So, just some musings on a spectacular show in town and what it made me think about.
Last night I attended a performance of Samantha Johns and George McConnell’s Britney Spears’s Crossroads at the Southern Theater in Minneapolis. If you could imagine, if you please: a row of men and women wearing blonde wigs and dressed in button down shirts (most of the shirts a light blue, but there was a red one in there somewhere) and short, black biker shorts, stiffly marching from out of the proscenium with overly fake and giant smiles down towards stage right and off out of view from the audience, every four beats stopping in their steps, jerking their heads from facing forwards to their right, back forwards, back to right, and then continuing on, a procession of self-aware ridiculousness.
This is a show to see, mark my words.
Before I continue on too much more, I only just learned about five minutes ago when I googled a bit using keywords like “britney” and “spears” and “crossroads” that there apparently was a film (well, movie) starring Britney Spears called Crossroads. Obviously, I’ve never seen it as I’ve only just discovered that someone bothered to create such an ill concept, and I shudder to think what the movie is actually about and what horrors must exist within such a malformed idea of project. I have a feeling, though, that I need look no farther than Britney Spears’s Crossroads to get an idea of someone’s idea of what those horrors might be.
Britney Spears recently came up in conversation last week when I was in Interlochen having breakfast with percussion ensemble Clocks in Motion. There were some young children at the table. (10, 8, and 6 years old? Not sure. I’m terribly good at incorrectly guessing ages.) I honestly cannot for the life of me remember why Britney Spears came up in conversation. Nonetheless, she did, but to my sheer joy and amazement, the younglings had no idea who Britney Spears was, to which I remarked, “I’m rather overjoyed to hear that the younger generation has some sense of good taste, enough so so that Britney Spears is fading from memory.” (Or something like that. I paraphrase.)
Since I know so little about Britney Spears as it is (I can’t at the moment think of a single song she performed) I viewed and enjoyed this play from a slightly more objective perspective than most others might, unless you, too, are fortunate enough to have selective memory when it comes to certain proceedings such as this. I easily gathered, however, that this was a play about Britney Spears’s obsession with herself. I can only guess that the movie, Crossroads, was a terrible mess of scenes of Britney Spears apparently acting in ways that represents a kind of unconscious parody of herself. This play feels like it could be a parody of that parody, poking fun in an obvious way that she’s presumably a terrible actor who likes the sound of her voice but isn’t intelligent enough to realize that she’s a terrible actor who likes the sound of her voice and so therefore unconsciously and inadvertently creates a parody of herself.

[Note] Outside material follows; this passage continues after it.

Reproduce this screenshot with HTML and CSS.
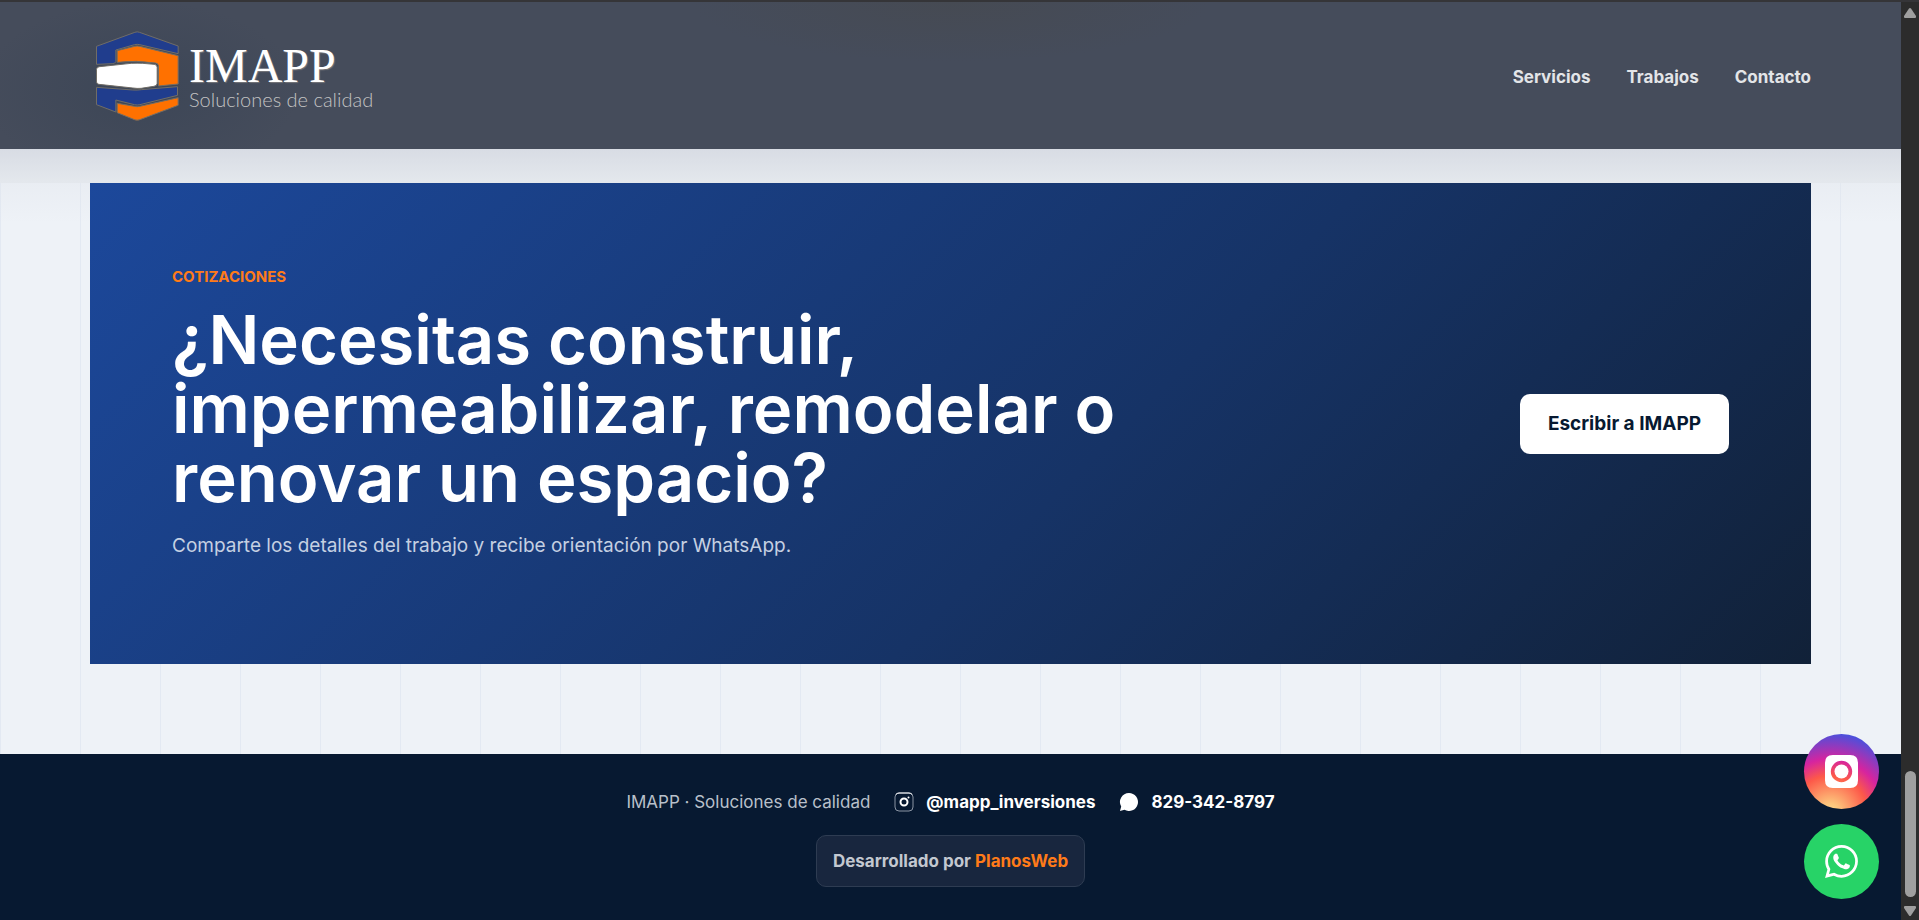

This play is wonderfully rough around the edges, unafraid to revel in its frayed seams, yet it is also careful and detailed and clearly thought out. It uses repetition in a way that makes things become nonsensical after repeated repetitions, like when you repeat a word like repetition over and over and over again until repetition itself loses meaning after repeated repetitions of repetitive recursion. Imagine, if you please: a toaster on a stool, one of the Britneys taking and inserting a piece of bread to make toast, the toaster toasts, ejects the toast, and the Britney who’s toasting says nothing except call for help. Two other Britneys get into an argument over why the one isn’t helping, until a fourth grabs the toast, and a fifth just says, “Hey, it’s just toast.” Then, repeat the whole scene, each successive repetition becoming slightly more hilarious because of just how ridiculous the scene is.
It’s difficult to pull off ridiculous scene after ridiculous scene, but this play pulls it off simply because it always returns to what this play is about: Britney Spears’s self-obsession with herself and her inability to realize her inner turmoil, a mass of Britneys in her head, all interacting with herself in a kind of psychosis of multiple personalities. I enjoy this play not only because seeing a stage full of men and women dressed up as Britney Spears is just so utterly hilarious, but also because it’s so clearly a window into the sad and damaged mind of someone who we are fast forgetting, presented in a way that is at once manic yet controlled, carefully flitting between loud and quiet, fast and slow, ridiculous and serious, all in a row of repetition that illuminates something new on a second, third, fourth, fifth, sixth, and seventh parody of itself.